I agree that an Ad Valorem tax is not a property tax.  But there is a difference between the Ad Valorem tax and severence taxes.  The severence tax is based on product that comes out of the well, while the Ad Valorem tax is based on the property's added value because of the resources in the ground. The Ad Valorem tax has to do with the market value of mineral reserves, and is reassessed every year on the remaining value of the reserves.

"BTW, an ad valorem tax is not a property tax."

It really is.  It's a value-based tax on any personal property.

This is true. If you google "Ad Valorum Tax" you'll find that its used in many different ways, for many different purposes.  As it relates to minerals, I guess the important thing is to understand that it is separate from and in addition to your regular real estate tax bill.

That's what I thought. I guess that is what I am a bit confused by. There is a clause that says they must pay ad Valerom taxes, and in the very next clause states they only have to pay the DIFFERENCE in increase in property taxes. So which one is it? Unless I am missing something those two clauses contradict each other.

Ad Valorum tax is NOT real estate/property tax, but is, instead, a tax based on the value of the resources.  In Ohio, it is separate and in addition to your property taxes. If you are receiving royalties, you will get a tax bill that will be in addition to any real estate taxes and will be identified as an Ad Valorum tax bill. 

The second paragraph you referred to in the lease discusses what happens if your real estate taxes increase because of oil and gas activities/structures/etc. That would be totally different than the Ad Valorum tax.

For a well that went into production in June of 2013, the Ad Valorum tax bill has just arrived in our mailbox January 2015.  CHK is responsible for paying this tax bill.  We will pay the (large) tax bill and seek reimbursement from CHK this year, but I'm hoping for a way to get them to pay the tax directly in the future so that I don't have to send a demand letter every year.  I would think they could work it out with the Auditor/Treasurer to be billed for taxes that are their responsibility.

Cheryl- thanks so much for the info. Very informative. So once you receive the first ad valorem bill is that something you should receive on a yearly basis?

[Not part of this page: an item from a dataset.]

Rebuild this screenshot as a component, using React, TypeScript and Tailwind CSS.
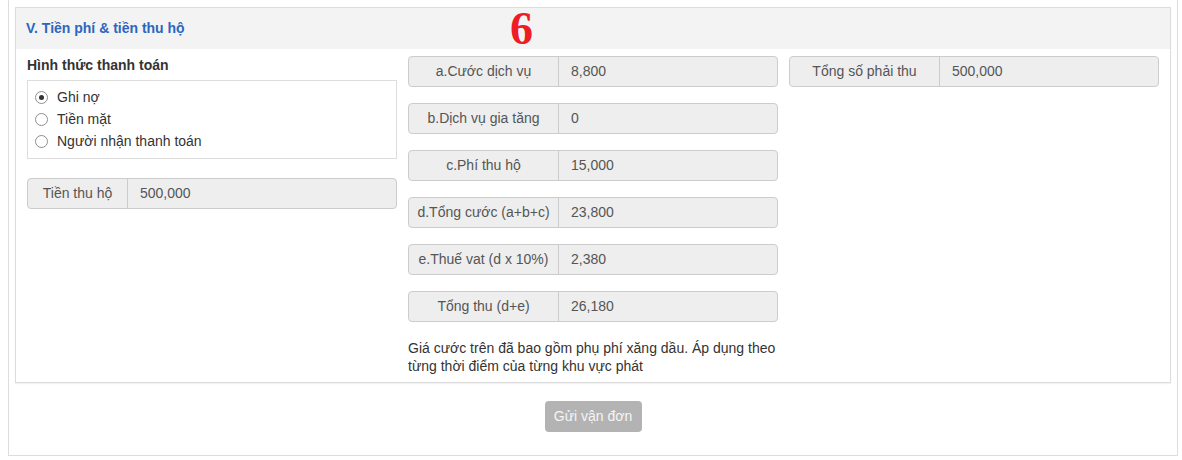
import React, { useState } from "react";

interface FeeRow {
  label: string;
  value: string;
}

// Fee breakdown shown in the middle column
const feeRows: FeeRow[] = [
  { label: "a.Cước dịch vụ", value: "8,800" },
  { label: "b.Dịch vụ gia tăng", value: "0" },
  { label: "c.Phí thu hộ", value: "15,000" },
  { label: "d.Tổng cước (a+b+c)", value: "23,800" },
  { label: "e.Thuế vat (d x 10%)", value: "2,380" },
  { label: "Tổng thu (d+e)", value: "26,180" },
];

const paymentOptions = ["Ghi nợ", "Tiền mặt", "Người nhận thanh toán"];

const InputGroup: React.FC<FeeRow & { labelWidth?: string }> = ({ label, value, labelWidth = "w-[150px]" }) => {
  return (
    <div className="flex h-[31px] rounded-[4px] border border-[#cccccc] bg-[#eeeeee] text-[14px] text-[#555555]">
      <div className={`${labelWidth} shrink-0 flex items-center justify-center border-r border-[#cccccc]`}>
        {label}
      </div>
      <div className="flex-1 flex items-center pl-3">{value}</div>
    </div>
  );
};

const App: React.FC = () => {
  const [payment, setPayment] = useState<number>(0);

  return (
    <div className="w-[1182px] h-[460px] bg-white font-['Liberation_Sans',Arial,sans-serif]">
      <div className="ml-[8px] w-[1170px] h-[456px] border-x border-b border-[#dddddd] flex flex-col">
        {/* Panel */}
        <div className="relative mt-[7px] ml-[6px] w-[1156px] border border-[#dddddd] shadow-[0_1px_1px_rgba(0,0,0,0.05)]">
          <div className="h-[41px] bg-[#f3f3f3] flex items-center pl-[10px]">
            <span className="text-[14px] font-bold text-[#2b66c0]">V. Tiền phí &amp; tiền thu hộ</span>
          </div>

          {/* annotation number */}
          <span className="absolute left-[494px] top-[-2px] text-[46px] leading-none font-bold text-[#ee1c24] font-['Liberation_Serif',serif]">
            6
          </span>

          <div className="grid grid-cols-3 gap-x-[11px] pl-[11px] pr-[11px] pt-[7px] pb-[7px]">
            {/* Column 1: payment method */}
            <div>
              <div className="text-[14px] font-bold text-[#333333] h-[18px] leading-[18px]">Hình thức thanh toán</div>
              <div className="mt-[6px] h-[79px] border border-[#dddddd] pt-[5px] pl-[7px]">
                {paymentOptions.map((opt, i) => (
                  <label
                    key={opt}
                    className="flex items-center h-[22px] text-[14px] text-[#333333] cursor-pointer"
                    onClick={() => setPayment(i)}
                  >
                    <span className="w-[13px] h-[13px] mr-[9px] rounded-full border border-[#8f8f8f] bg-white flex items-center justify-center">
                      {payment === i && <span className="w-[5px] h-[5px] rounded-full bg-[#333333]" />}
                    </span>
                    {opt}
                  </label>
                ))}
              </div>
              <div className="mt-[19px]">
                <InputGroup label="Tiền thu hộ" value="500,000" labelWidth="w-[100px]" />
              </div>
            </div>

            {/* Column 2: fee breakdown */}
            <div className="flex flex-col gap-[16px]">
              {feeRows.map((row) => (
                <InputGroup key={row.label} label={row.label} value={row.value} />
              ))}
              <p className="mt-[1px] text-[14px] leading-[18px] text-[#333333]">
                Giá cước trên đã bao gồm phụ phí xăng dầu. Áp dụng theo từng thời điểm của từng khu vực phát
              </p>
            </div>

            {/* Column 3: total */}
            <div>
              <InputGroup label="Tổng số phải thu" value="500,000" />
            </div>
          </div>
        </div>

        <div className="flex justify-center mt-[18px]">
          <button
            disabled
            className="w-[97px] h-[31px] rounded-[4px] bg-[#b3b3b3] text-[14px] text-[#f5f5f5]"
          >
            Gửi vận đơn
          </button>
        </div>
      </div>
    </div>
  );
};

export default App;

Yes, that will be an annual tax bill that you'll get when you get your real estate tax bill.

"Ad Valorum tax is NOT real estate/property tax, but is, instead, a tax based on the value of the resources."

Half right.  It's a tax on personal property.  In this case minerals.  Your real estate taxes are by definition ad valorem taxes.  

You know, Dex, I think you're right about that second part!  Can't say as I ever thought about it your way before, though.  But, sure, real estate taxes are just another kind of ad valorem tax.  Like I wrote above to Jesse, there are a great many varieties of ad valorem taxes;  it's a big, broad category of taxation which is, as you ably pointed out, not confined alone to considerations of minerals.  Far from it!

Real estate taxes are ad valorem taxes.  Severance taxes are ad valorem taxes,  But severance taxes are not real estate taxes any more than real estate taxes are severance taxes.  Just because the two both fall under the broad heading of ad valorem taxes, does not make them the same.

Severance tax is not ad valorem as it is based on volume and not value.

Gosh, Dex, I surely hope you're right.  It would be wonderful.  But I think I'll have quite a bit of trouble selling that thinking to my Lessee!

After all, only price stands between volume and value.  I'm not at all sure that's gonna be a large enough fig leaf to save me, or to save other PA landowners!

Still, I'm willing to concede much might depend, for each of us individually, on precisely which company our Lessee is.